Household: This tab offers insight into home ownership, household size, household income and home market value, all of which could be very useful if you were a real-estate professional for example.
Purchase: Perhaps one of the more useful sections in the tool provides information on purchase behavior, retail spending habits, and retail categories. They even offer sugestions on whether or not the audience is in the market for a vehicle and if so, what sort they might prefer, from a luxury SUV to a hybrid or a sports car.
From here you can mix and match certain behaviors, demographics, interests and other pieces of data to build a highly targeted audience. Finally, you can save the results as a new custom audience once you’re satisfied, or immediately create an ad targeting the group of people you just sussed out.
In case you want to get a more complete idea of how to use Audience Insights, I created this video walk-through of the tool.

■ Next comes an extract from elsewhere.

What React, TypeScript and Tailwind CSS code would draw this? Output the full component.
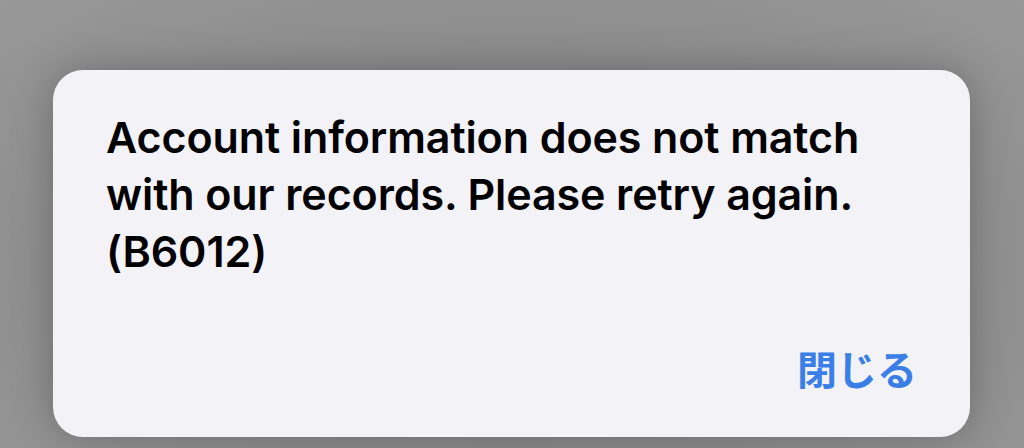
export default function App() {
  return (
    <div
      className="w-[1024px] h-[448px] overflow-hidden bg-[radial-gradient(ellipse_at_50%_60%,#7d7d7d_0%,#8a8a8a_45%,#989898_100%)] flex flex-col pl-[53px] pr-[54px] pt-[70px]"
      style={{ fontFamily: 'Inter, "Noto Sans CJK JP", sans-serif' }}
    >
      <div className="h-[367px] rounded-[30px] bg-[#f2f2f7] shadow-[0_0_40px_rgba(0,0,0,0.25)] flex flex-col pl-[53px] pr-[53px] pt-[39px] pb-[44px]">
        <p className="text-[43px] leading-[57px] font-semibold text-black tracking-[-0.1px]">
          Account information does not match
          <br />
          with our records. Please retry again.
          <br />
          (B6012)
        </p>
        <div className="flex-1" />
        <div className="flex justify-end">
          <span className="text-[40px] leading-[44px] font-semibold text-[#3a7ee8]">閉じる</span>
        </div>
      </div>
    </div>
  );
}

What does the future hold?
Of course, as more companies mine data from our activities and share it with whoever’s willing to pay, a certain amount of wariness begins to emerge from the consumer side of things. In a way it’s creepy to see an ad in your timeline that seems like it was made just for you. Axciom even pulled back the curtain a bit in late 2013, revealing how they find and use data on consumers, and inviting anyone to use their website to try it out.
As a marketer, you can imagine how powerful this sort of data can be. We can use Facebook’s advertising tool to pin down a specific audience and but to discover similar groups of people on the largest social network. Spend a little time digging around and you could completely transform a marketing campaign, resulting in lower ad spending, higher CTR, and better conversion rates.